Ms. Derr readily acknowledges that in addition to time, money also plays a role in how forthright an indigenous charity can be with its international benefactors. But the stronger the local organization, she says, the less power the purse strings hold. She points as an example to the partnership with CASA, which is a 58-year-old charity with more than 700 employees across India.
“You can bet that — even though we might bring more financial assistance to the table than they have from local sources — CASA is quite open to saying No if they feel that something we’re suggesting is inappropriate,” says Ms. Derr.
Mr.
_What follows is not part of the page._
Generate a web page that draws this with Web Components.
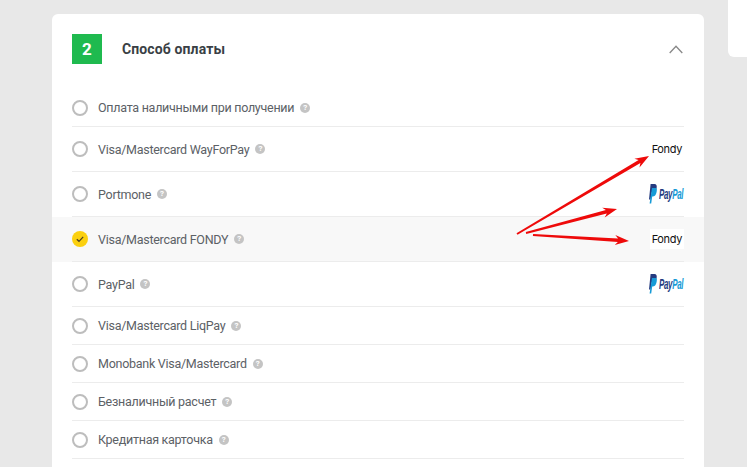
<!DOCTYPE html>
<html lang="ru">
<head>
<meta charset="utf-8">
<title>Способ оплаты</title>
<style>
    html, body { margin: 0; height: 100%; overflow: hidden; }
    body { background: #e8e8e8; font-family: Roboto, "Noto Sans", sans-serif; }
</style>
</head>
<body>
<checkout-page>
    <pay-card step="2" heading="Способ оплаты">
        <pay-option>Оплата наличными при получении</pay-option>
        <pay-option tall>Visa/Mastercard WayForPay<logo-fondy slot="logo"></logo-fondy></pay-option>
        <pay-option tall>Portmone<logo-paypal slot="logo"></logo-paypal></pay-option>
        <pay-option tall checked>Visa/Mastercard FONDY<logo-fondy slot="logo"></logo-fondy></pay-option>
        <pay-option tall>PayPal<logo-paypal slot="logo"></logo-paypal></pay-option>
        <pay-option>Visa/Mastercard LiqPay</pay-option>
        <pay-option>Monobank Visa/Mastercard</pay-option>
        <pay-option>Безналичный расчет</pay-option>
        <pay-option>Кредитная карточка</pay-option>
    </pay-card>
    <arrow-overlay slot="overlay"></arrow-overlay>
</checkout-page>

<script>
class CheckoutPage extends HTMLElement {
    connectedCallback() {
        this.attachShadow({ mode: 'open' });
        this.shadowRoot.innerHTML = `
            <style>
                :host {
                    display: flex;
                    align-items: flex-start;
                    gap: 24px;
                    position: relative;
                    height: 467px;
                    padding-left: 52px;
                    overflow: hidden;
                }
                .aside {
                    flex: none;
                    width: 60px;
                    height: 57px;
                    background: #fff;
                    border-bottom-left-radius: 6px;
                }
            </style>
            <slot></slot>
            <div class="aside"></div>
            <slot name="overlay"></slot>
        `;
    }
}
customElements.define('checkout-page', CheckoutPage);

class PayCard extends HTMLElement {
    connectedCallback() {
        this.attachShadow({ mode: 'open' });
        this.shadowRoot.innerHTML = `
            <style>
                :host {
                    display: block;
                    flex: none;
                    width: 612px;
                    margin-top: 14px;
                    padding: 20px 20px 40px;
                    background: #fff;
                    border-radius: 6px;
                }
                .head {
                    display: flex;
                    align-items: center;
                    height: 30px;
                    margin-bottom: 25px;
                }
                .step {
                    width: 30px;
                    height: 30px;
                    display: flex;
                    align-items: center;
                    justify-content: center;
                    background: #1fba4f;
                    color: #fff;
                    font-size: 17px;
                    font-weight: 700;
                }
                h2 {
                    flex: 1;
                    margin: 0 0 0 20px;
                    font-size: 14px;
                    font-weight: 700;
                    letter-spacing: .12px;
                    color: #3a3f45;
                }
                svg { display: block; margin-right: 1px; }
            </style>
            <div class="head">
                <div class="step">${this.getAttribute('step')}</div>
                <h2>${this.getAttribute('heading')}</h2>
                <svg width="14" height="9" viewBox="0 0 14 9" fill="none" stroke="#888" stroke-width="1.3">
                    <path d="M.7 8 7 1.3 13.3 8"/>
                </svg>
            </div>
            <slot></slot>
        `;
    }
}
customElements.define('pay-card', PayCard);

class PayOption extends HTMLElement {
    connectedCallback() {
        this.attachShadow({ mode: 'open' });
        const mark = this.hasAttribute('checked')
            ? `<svg class="radio" width="16" height="16" viewBox="0 0 16 16">
                   <circle cx="8" cy="8" r="8" fill="#fbd00f"/>
                   <path d="M4.8 8.2 7 10.3 11.2 5.8" fill="none" stroke="#4a4020" stroke-width="1.2"/>
               </svg>`
            : `<span class="radio empty"></span>`;
        this.shadowRoot.innerHTML = `
            <style>
                :host {
                    display: block;
                    margin: 0 -20px;
                    padding: 0 20px;
                }
                :host([checked]) { background: #f8f8f8; }
                .row {
                    display: flex;
                    align-items: center;
                    height: 37px;
                    border-bottom: 1px solid #ececec;
                    font-size: 12.5px;
                    letter-spacing: -.27px;
                    color: #5c6166;
                }
                :host([tall]) .row { height: 44px; }
                .radio { flex: none; width: 16px; height: 16px; margin-right: 10px; display: block; }
                .empty { box-sizing: border-box; border: 2px solid #bdbdbd; border-radius: 50%; background: #fff; }
                .help {
                    flex: none;
                    width: 10px;
                    height: 10px;
                    margin-left: 6px;
                    border-radius: 50%;
                    background: #c4c4c4;
                    color: #fff;
                    font-size: 8px;
                    font-weight: 700;
                    line-height: 10px;
                    text-align: center;
                    letter-spacing: 0;
                }
                .logo { margin-left: auto; display: flex; }
            </style>
            <div class="row">
                ${mark}
                <span><slot></slot></span>
                <span class="help">?</span>
                <span class="logo"><slot name="logo"></slot></span>
            </div>
        `;
    }
}
customElements.define('pay-option', PayOption);

class LogoFondy extends HTMLElement {
    connectedCallback() {
        this.attachShadow({ mode: 'open' });
        this.shadowRoot.innerHTML = `
            <style>
                :host {
                    display: flex;
                    align-items: center;
                    justify-content: flex-end;
                    width: 34px;
                    height: 20px;
                    padding-right: 2px;
                    box-sizing: border-box;
                    background: #fff;
                    font: 400 11px Inter, "Noto Sans", sans-serif;
                    letter-spacing: -.35px;
                    color: #111;
                }
            </style>
            Fondy
        `;
    }
}
customElements.define('logo-fondy', LogoFondy);

class LogoPaypal extends HTMLElement {
    connectedCallback() {
        this.attachShadow({ mode: 'open' });
        this.shadowRoot.innerHTML = `
            <style>
                :host {
                    display: flex;
                    align-items: center;
                    width: 35px;
                    height: 20px;
                }
                svg { flex: none; display: block; }
                span {
                    margin-left: 2px;
                    font: italic 700 14px "Liberation Sans", sans-serif;
                    letter-spacing: -.6px;
                    color: #253b80;
                    white-space: nowrap;
                    transform: scaleX(.57);
                    transform-origin: 0 50%;
                    width: 25px;
                }
                i { font-style: inherit; color: #179bd7; }
            </style>
            <svg width="8" height="20" viewBox="0 0 8 20">
                <path d="M1.6 0H5.4C7.4 0 8 1.6 7.7 3.6 7.3 6.6 6 8.4 3.6 8.4H2.6L1.6 15.6H0Z" fill="#253b80"/>
                <path d="M3 4H7C8 4.4 8 6 7.6 8 7 11 5.6 12.6 3.6 12.6H3.2L2.2 19.5H.6Z" fill="#179bd7"/>
            </svg>
            <span>Pay<i>Pal</i></span>
        `;
    }
}
customElements.define('logo-paypal', LogoPaypal);

class ArrowOverlay extends HTMLElement {
    connectedCallback() {
        this.attachShadow({ mode: 'open' });
        const arrow = (x1, y1, x2, y2) => {
            const a = Math.atan2(y2 - y1, x2 - x1);
            const pt = (back, side) => [
                x2 - back * Math.cos(a) - side * Math.sin(a),
                y2 - back * Math.sin(a) + side * Math.cos(a)
            ].map(n => n.toFixed(1)).join(',');
            const len = Math.hypot(x2 - x1, y2 - y1);
            return `<path d="M${pt(len, .9)} L${pt(11, 1.8)} L${pt(14, 5)} L${x2} ${y2} L${pt(14, -5)} L${pt(11, -1.8)} L${pt(len, -.9)} Z"/>`;
        };
        this.shadowRoot.innerHTML = `
            <style>
                :host { position: absolute; inset: 0; pointer-events: none; }
                svg { display: block; }
            </style>
            <svg width="747" height="467" fill="#ee0a0a">
                ${arrow(517, 234, 649, 156)}
                ${arrow(526, 233, 617, 209)}
                ${arrow(533, 235, 629, 241)}
            </svg>
        `;
    }
}
customElements.define('arrow-overlay', ArrowOverlay);
</script>
</body>
</html>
Vivekanandan, of the South Indian Federation of Fishermen Societies, says that most of the international development organizations that have given money to his group demonstrate that they trust local organizations to carry out the programs they have both agreed to. But he says that’s not always the case.
“Some of the international NGO’s have their own agenda, have their own working systems, and like to do things in a particular way,” says Mr. Vivekanandan. “They have a problem with strong local NGO’s that have a different point of view or prefer to do things in their own way.”
Mr. Vivekanandan says his charity, in the course of its tsunami rehabilitation work, has parted ways with two international groups: “There was no meeting of minds.”
Giving Too Much
The outpouring of donor dollars that often accompanies a major disaster can sometimes tempt international groups to give local charities too much money too fast.
Indigenous charities that are used to working with an annual budget of $200,000, for example, are suddenly being offered millions of dollars, and they don’t have the systems or personnel to handle that kind of money, says Raymond C. Offenheiser, president of Oxfam America, in Boston.
“The danger is that in our haste to engage local organizations as a way of empowering local populations to be part of the process, we blow up the very institutions that are critical to the outcome,” says Mr. Offenheiser. “And then, ironically, when the organizations fall apart, we blame them for our naïveté.”